Ce n’est que plus de dix ans après que de plus en plus de site osent renoncer à s’inquiéter d’IE6. Les décisions de google et facebook dans ce sens ont d’ailleurs bien aidé.

On respire donc dans dans le monde du web, on pourra arrêter de s’inquiéter des particularités d’un navigateur raté d’il y a plus de 10 ans.

Oui mais… Vous aurez compris avec tout ce qui précède, qu’on est en train de se précipiter la tête la première dans la même erreur! L’histoire ne nous aurait-elle rien appris?

Ne laissons pas aux webmaster le pouvoir de ruiner le web!

Il est facile de penser que ceci ne regarde que les professionnels du web. Eux seuls, semble-t-il, ont le pouvoir d’influencer le cours des choses.

Et pourtant, une autre catégorie de personnes a le pouvoir d’influencer la situation: ceux qui engagent des professionnels du web.

C’est d’ailleurs la raison pour laquelle j’ai essayé de rendre cette problématique accessible au non-spécialiste: les webmasters ne pourront plus se permettre de bâcler leur travail si leurs clients comprennent les enjeux de leurs choix techniques.

C’est pourquoi je me permets de relayer l’appel de Glazman en le modifiant un peu: si vous avez le projet d’engager une personne ou une agence pour vous faire un site ou une application web, assurez-vous qu’elle fasse correctement son travail et qu’elle s’arrange pour que le site ou l’application ne soit pas lié à un navigateur en particulier, quel qu’il soit.

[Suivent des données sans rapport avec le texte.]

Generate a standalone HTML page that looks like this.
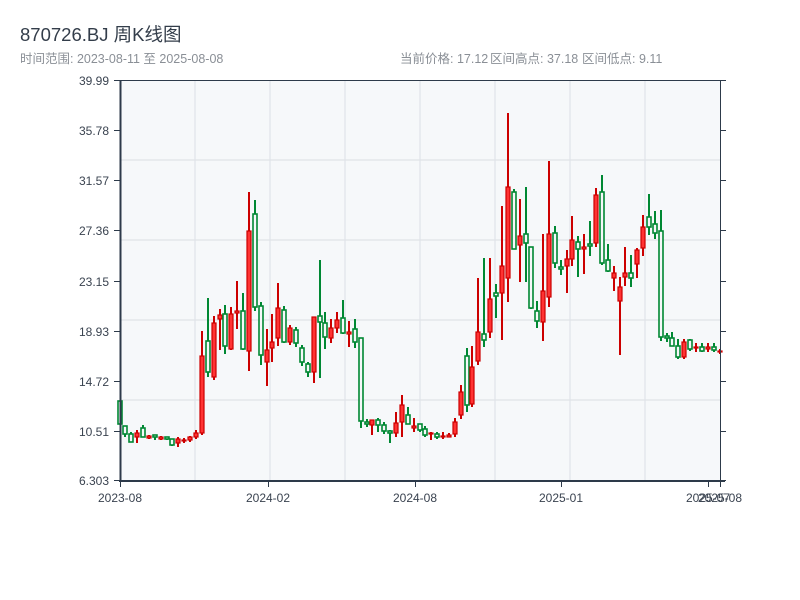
<!DOCTYPE html>
<html><head><meta charset="utf-8"><style>
html,body{margin:0;padding:0;background:#fff;width:800px;height:600px;overflow:hidden}
svg{display:block}
text{font-family:"Liberation Sans","Noto Sans CJK SC",sans-serif}
.r line,line.r{stroke:#cc0000;stroke-width:2}
.g line,line.g{stroke:#008833;stroke-width:2}
rect.r{fill:#ff3333;stroke:#cc0000;stroke-width:1.2}
rect.g{fill:#f6f8fa;stroke:#008833;stroke-width:1.6}
</style></head><body>
<svg width="800" height="600" xmlns="http://www.w3.org/2000/svg">
<text x="20" y="41" font-size="18.5" fill="#333d4a">870726.BJ 周K线图</text>
<text x="20" y="63" font-size="12.5" fill="#8a8f96">时间范围: 2023-08-11 至 2025-08-08</text>
<text x="400" y="63" font-size="12.5" fill="#8a8f96">当前价格: 17.12</text>
<text x="490" y="63" font-size="12.5" fill="#8a8f96">区间高点: 37.18</text>
<text x="582" y="63" font-size="12.5" fill="#8a8f96">区间低点: 9.11</text>
<rect x="120" y="80" width="600" height="400" fill="#f6f8fa"/>
<g stroke="#e0e3e8" stroke-width="1.2">
<line x1="195" y1="80" x2="195" y2="480"/><line x1="270" y1="80" x2="270" y2="480"/><line x1="345" y1="80" x2="345" y2="480"/><line x1="420" y1="80" x2="420" y2="480"/><line x1="495" y1="80" x2="495" y2="480"/><line x1="570" y1="80" x2="570" y2="480"/><line x1="645" y1="80" x2="645" y2="480"/>
<line x1="120" y1="160" x2="720" y2="160"/><line x1="120" y1="240" x2="720" y2="240"/><line x1="120" y1="320" x2="720" y2="320"/><line x1="120" y1="400" x2="720" y2="400"/>
</g>
<g id="c">
<rect class="g" x="118" y="401" width="4" height="23"/>
<line class="g" x1="125" y1="426" x2="125" y2="437"/><rect class="g" x="123" y="426" width="4" height="8"/>
<line class="g" x1="131" y1="432" x2="131" y2="442"/><rect class="g" x="129" y="434" width="4" height="8"/>
<line class="r" x1="137" y1="430" x2="137" y2="443"/><rect class="r" x="135" y="433" width="4" height="4"/>
<line class="g" x1="143" y1="425" x2="143" y2="437"/><rect class="g" x="141" y="428" width="4" height="9"/>
<line class="r" x1="149" y1="435" x2="149" y2="439"/><rect class="r" x="147" y="436" width="4" height="2"/>
<line class="g" x1="155" y1="435" x2="155" y2="440"/><rect class="g" x="153" y="435" width="4" height="2"/>
<line class="r" x1="161" y1="436" x2="161" y2="440"/><rect class="r" x="159" y="437" width="4" height="2"/>
<line class="g" x1="167" y1="437" x2="167" y2="440"/><rect class="g" x="165" y="437" width="4" height="2"/>
<line class="g" x1="172" y1="439" x2="172" y2="446"/><rect class="g" x="170" y="439" width="4" height="6"/>
<line class="r" x1="178" y1="437" x2="178" y2="447"/><rect class="r" x="176" y="439" width="4" height="4"/>
<line class="r" x1="184" y1="438" x2="184" y2="443"/><rect class="r" x="182" y="440" width="4" height="1"/>
<line class="r" x1="190" y1="436" x2="190" y2="442"/><rect class="r" x="188" y="437" width="4" height="3"/>
<line class="r" x1="196" y1="430" x2="196" y2="439"/><rect class="r" x="194" y="433" width="4" height="4"/>
<line class="r" x1="202" y1="331" x2="202" y2="435"/><rect class="r" x="200" y="356" width="4" height="77"/>
<line class="g" x1="208" y1="298" x2="208" y2="377"/><rect class="g" x="206" y="341" width="4" height="31"/>
<line class="r" x1="214" y1="316" x2="214" y2="380"/><rect class="r" x="212" y="323" width="4" height="54"/>
<line class="r" x1="220" y1="309" x2="220" y2="350"/><rect class="r" x="218" y="315" width="4" height="4"/>
<line class="g" x1="225" y1="305" x2="225" y2="354"/><rect class="g" x="223" y="314" width="4" height="32"/>
<line class="r" x1="231" y1="307" x2="231" y2="350"/><rect class="r" x="229" y="314" width="4" height="35"/>
<line class="r" x1="237" y1="281" x2="237" y2="329"/><rect class="r" x="235" y="311" width="4" height="2"/>
<line class="g" x1="243" y1="293" x2="243" y2="350"/><rect class="g" x="241" y="311" width="4" height="38"/>
<line class="r" x1="249" y1="192" x2="249" y2="371"/><rect class="r" x="247" y="231" width="4" height="120"/>
<line class="g" x1="255" y1="200" x2="255" y2="311"/><rect class="g" x="253" y="214" width="4" height="93"/>
<line class="g" x1="261" y1="302" x2="261" y2="365"/><rect class="g" x="259" y="306" width="4" height="49"/>
<line class="r" x1="267" y1="329" x2="267" y2="386"/><rect class="r" x="265" y="350" width="4" height="12"/>
<line class="r" x1="272" y1="314" x2="272" y2="362"/><rect class="r" x="270" y="342" width="4" height="6"/>
<line class="r" x1="278" y1="283" x2="278" y2="346"/><rect class="r" x="276" y="308" width="4" height="30"/>
<line class="g" x1="284" y1="306" x2="284" y2="343"/><rect class="g" x="282" y="310" width="4" height="32"/>
<line class="r" x1="290" y1="325" x2="290" y2="345"/><rect class="r" x="288" y="328" width="4" height="14"/>
<line class="g" x1="296" y1="327" x2="296" y2="347"/><rect class="g" x="294" y="330" width="4" height="13"/>
<line class="g" x1="302" y1="345" x2="302" y2="366"/><rect class="g" x="300" y="348" width="4" height="14"/>
<line class="g" x1="308" y1="362" x2="308" y2="377"/><rect class="g" x="306" y="364" width="4" height="8"/>
<line class="r" x1="314" y1="317" x2="314" y2="383"/><rect class="r" x="312" y="317" width="4" height="55"/>
<line class="g" x1="320" y1="260" x2="320" y2="378"/><rect class="g" x="318" y="316" width="4" height="6"/>
<line class="g" x1="325" y1="312" x2="325" y2="349"/><rect class="g" x="323" y="323" width="4" height="14"/>
<line class="r" x1="331" y1="319" x2="331" y2="343"/><rect class="r" x="329" y="328" width="4" height="10"/>
<line class="r" x1="337" y1="312" x2="337" y2="333"/><rect class="r" x="335" y="320" width="4" height="8"/>
<line class="g" x1="343" y1="300" x2="343" y2="334"/><rect class="g" x="341" y="318" width="4" height="15"/>
<line class="r" x1="349" y1="321" x2="349" y2="347"/><rect class="r" x="347" y="332" width="4" height="2"/>
<line class="g" x1="355" y1="319" x2="355" y2="348"/><rect class="g" x="353" y="329" width="4" height="13"/>
<line class="g" x1="361" y1="338" x2="361" y2="428"/><rect class="g" x="359" y="338" width="4" height="83"/>
<line class="g" x1="367" y1="419" x2="367" y2="427"/><rect class="g" x="365" y="422" width="4" height="2"/>
<line class="r" x1="372" y1="420" x2="372" y2="435"/><rect class="r" x="370" y="420" width="4" height="5"/>
<line class="g" x1="378" y1="418" x2="378" y2="432"/><rect class="g" x="376" y="420" width="4" height="5"/>
<line class="g" x1="384" y1="422" x2="384" y2="434"/><rect class="g" x="382" y="425" width="4" height="6"/>
<line class="g" x1="390" y1="430" x2="390" y2="443"/><rect class="g" x="388" y="431" width="4" height="2"/>
<line class="r" x1="396" y1="412" x2="396" y2="437"/><rect class="r" x="394" y="423" width="4" height="10"/>
<line class="r" x1="402" y1="395" x2="402" y2="437"/><rect class="r" x="400" y="405" width="4" height="17"/>
<line class="g" x1="408" y1="407" x2="408" y2="424"/><rect class="g" x="406" y="415" width="4" height="9"/>
<line class="r" x1="414" y1="418" x2="414" y2="432"/><rect class="r" x="412" y="426" width="4" height="2"/>
<line class="g" x1="420" y1="424" x2="420" y2="432"/><rect class="g" x="418" y="424" width="4" height="6"/>
<line class="g" x1="425" y1="426" x2="425" y2="437"/><rect class="g" x="423" y="429" width="4" height="6"/>
<line class="r" x1="431" y1="432" x2="431" y2="440"/><rect class="r" x="429" y="433" width="4" height="1"/>
<line class="g" x1="437" y1="432" x2="437" y2="439"/><rect class="g" x="435" y="434" width="4" height="3"/>
<line class="r" x1="443" y1="432" x2="443" y2="439"/><rect class="r" x="441" y="436" width="4" height="1"/>
<line class="r" x1="449" y1="433" x2="449" y2="437"/><rect class="r" x="447" y="435" width="4" height="2"/>
<line class="r" x1="455" y1="418" x2="455" y2="437"/><rect class="r" x="453" y="422" width="4" height="12"/>
<line class="r" x1="461" y1="385" x2="461" y2="419"/><rect class="r" x="459" y="392" width="4" height="23"/>
<line class="g" x1="467" y1="348" x2="467" y2="412"/><rect class="g" x="465" y="356" width="4" height="49"/>
<line class="r" x1="472" y1="346" x2="472" y2="407"/><rect class="r" x="470" y="367" width="4" height="37"/>
<line class="r" x1="478" y1="278" x2="478" y2="365"/><rect class="r" x="476" y="332" width="4" height="29"/>
<line class="g" x1="484" y1="258" x2="484" y2="347"/><rect class="g" x="482" y="334" width="4" height="6"/>
<line class="r" x1="490" y1="258" x2="490" y2="338"/><rect class="r" x="488" y="299" width="4" height="33"/>
<line class="g" x1="496" y1="284" x2="496" y2="318"/><rect class="g" x="494" y="293" width="4" height="3"/>
<line class="r" x1="502" y1="206" x2="502" y2="340"/><rect class="r" x="500" y="266" width="4" height="27"/>
<line class="r" x1="508" y1="113" x2="508" y2="302"/><rect class="r" x="506" y="187" width="4" height="91"/>
<line class="g" x1="514" y1="189" x2="514" y2="249"/><rect class="g" x="512" y="192" width="4" height="57"/>
<line class="r" x1="520" y1="199" x2="520" y2="282"/><rect class="r" x="518" y="236" width="4" height="9"/>
<line class="g" x1="526" y1="187" x2="526" y2="282"/><rect class="g" x="524" y="234" width="4" height="9"/>
<line class="g" x1="531" y1="247" x2="531" y2="309"/><rect class="g" x="529" y="247" width="4" height="61"/>
<line class="g" x1="537" y1="301" x2="537" y2="328"/><rect class="g" x="535" y="311" width="4" height="10"/>
<line class="r" x1="543" y1="234" x2="543" y2="341"/><rect class="r" x="541" y="291" width="4" height="31"/>
<line class="r" x1="549" y1="161" x2="549" y2="307"/><rect class="r" x="547" y="234" width="4" height="63"/>
<line class="g" x1="555" y1="226" x2="555" y2="268"/><rect class="g" x="553" y="233" width="4" height="30"/>
<line class="g" x1="561" y1="260" x2="561" y2="275"/><rect class="g" x="559" y="267" width="4" height="2"/>
<line class="r" x1="567" y1="250" x2="567" y2="293"/><rect class="r" x="565" y="259" width="4" height="7"/>
<line class="r" x1="572" y1="216" x2="572" y2="266"/><rect class="r" x="570" y="240" width="4" height="19"/>
<line class="g" x1="578" y1="236" x2="578" y2="277"/><rect class="g" x="576" y="242" width="4" height="7"/>
<line class="r" x1="584" y1="234" x2="584" y2="274"/><rect class="r" x="582" y="247" width="4" height="2"/>
<line class="g" x1="590" y1="221" x2="590" y2="256"/><rect class="g" x="588" y="244" width="4" height="2"/>
<line class="r" x1="596" y1="188" x2="596" y2="247"/><rect class="r" x="594" y="195" width="4" height="48"/>
<line class="g" x1="602" y1="175" x2="602" y2="265"/><rect class="g" x="600" y="192" width="4" height="71"/>
<line class="g" x1="608" y1="244" x2="608" y2="272"/><rect class="g" x="606" y="260" width="4" height="11"/>
<line class="r" x1="614" y1="266" x2="614" y2="291"/><rect class="r" x="612" y="273" width="4" height="5"/>
<line class="r" x1="620" y1="277" x2="620" y2="355"/><rect class="r" x="618" y="287" width="4" height="14"/>
<line class="r" x1="625" y1="247" x2="625" y2="286"/><rect class="r" x="623" y="273" width="4" height="4"/>
<line class="g" x1="631" y1="255" x2="631" y2="287"/><rect class="g" x="629" y="273" width="4" height="5"/>
<line class="r" x1="637" y1="248" x2="637" y2="278"/><rect class="r" x="635" y="250" width="4" height="14"/>
<line class="r" x1="643" y1="215" x2="643" y2="256"/><rect class="r" x="641" y="227" width="4" height="21"/>
<line class="g" x1="649" y1="194" x2="649" y2="235"/><rect class="g" x="647" y="217" width="4" height="10"/>
<line class="g" x1="655" y1="211" x2="655" y2="239"/><rect class="g" x="653" y="224" width="4" height="9"/>
<line class="g" x1="661" y1="210" x2="661" y2="341"/><rect class="g" x="659" y="231" width="4" height="106"/>
<line class="g" x1="667" y1="333" x2="667" y2="342"/><rect class="g" x="665" y="336" width="4" height="2"/>
<line class="g" x1="672" y1="332" x2="672" y2="346"/><rect class="g" x="670" y="338" width="4" height="8"/>
<line class="g" x1="678" y1="339" x2="678" y2="359"/><rect class="g" x="676" y="346" width="4" height="11"/>
<line class="r" x1="684" y1="339" x2="684" y2="359"/><rect class="r" x="682" y="342" width="4" height="15"/>
<line class="g" x1="690" y1="339" x2="690" y2="351"/><rect class="g" x="688" y="340" width="4" height="9"/>
<line class="r" x1="696" y1="343" x2="696" y2="352"/><rect class="r" x="694" y="347" width="4" height="1"/>
<line class="g" x1="702" y1="343" x2="702" y2="352"/><rect class="g" x="700" y="347" width="4" height="4"/>
<line class="r" x1="708" y1="343" x2="708" y2="352"/><rect class="r" x="706" y="347" width="4" height="2"/>
<line class="g" x1="714" y1="343" x2="714" y2="352"/><rect class="g" x="712" y="347" width="4" height="3"/>
<line class="r" x1="720" y1="349" x2="720" y2="354"/><rect class="r" x="718" y="351" width="4" height="1"/>
</g>
<g stroke="#2d3a4a" fill="none">
<line x1="120.5" y1="80" x2="120.5" y2="481" stroke-width="2"/>
<line x1="119" y1="481" x2="725" y2="481" stroke-width="2"/>
<line x1="120" y1="80.5" x2="726" y2="80.5" stroke-width="1"/>
<line x1="720.5" y1="80" x2="720.5" y2="481" stroke-width="1"/>
<path stroke-width="1" d="M114 80.5H120M114 130.5H120M114 180.5H120M114 230.5H120M114 281.5H120M114 331.5H120M114 381.5H120M114 431.5H120M114 480.5H120M720 130.5H726M720 180.5H726M720 230.5H726M720 281.5H726M720 331.5H726M720 381.5H726M720 431.5H726M720 480.5H726M120.5 481V487M268.5 481V487M415.5 481V487M561.5 481V487M708.5 481V487M720.5 481V487"/>
</g>
<g font-size="12" fill="#3a4350" text-anchor="end">
<text x="109" y="85">39.99</text><text x="109" y="135">35.78</text><text x="109" y="185">31.57</text><text x="109" y="235">27.36</text><text x="109" y="286">23.15</text><text x="109" y="336">18.93</text><text x="109" y="386">14.72</text><text x="109" y="436">10.51</text><text x="109" y="485">6.303</text>
</g>
<g font-size="12" fill="#3a4350" text-anchor="middle">
<text x="120" y="502">2023-08</text><text x="268" y="502">2024-02</text><text x="415" y="502">2024-08</text><text x="561" y="502">2025-01</text><text x="708" y="502">2025-07</text><text x="720" y="502">2025-08</text>
</g>
</svg>
</body></html>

Cela contribuera à assurer que le web reste un endroit fréquentable à l’avenir - mais même si la philanthropie n’est pas votre truc cela aura d’autres avantages bien plus directs pour vous:

Maintenant que vous comprenez ce qui se cache derrière les termes CSS3, -webkit-* et IE6, vous pouvez lire l’appel de Glazman et vous écrier avec lui: “THIS MUST NOT HAPPEN”. Si on s’y met tous, il n’est peut-être pas encore trop tard.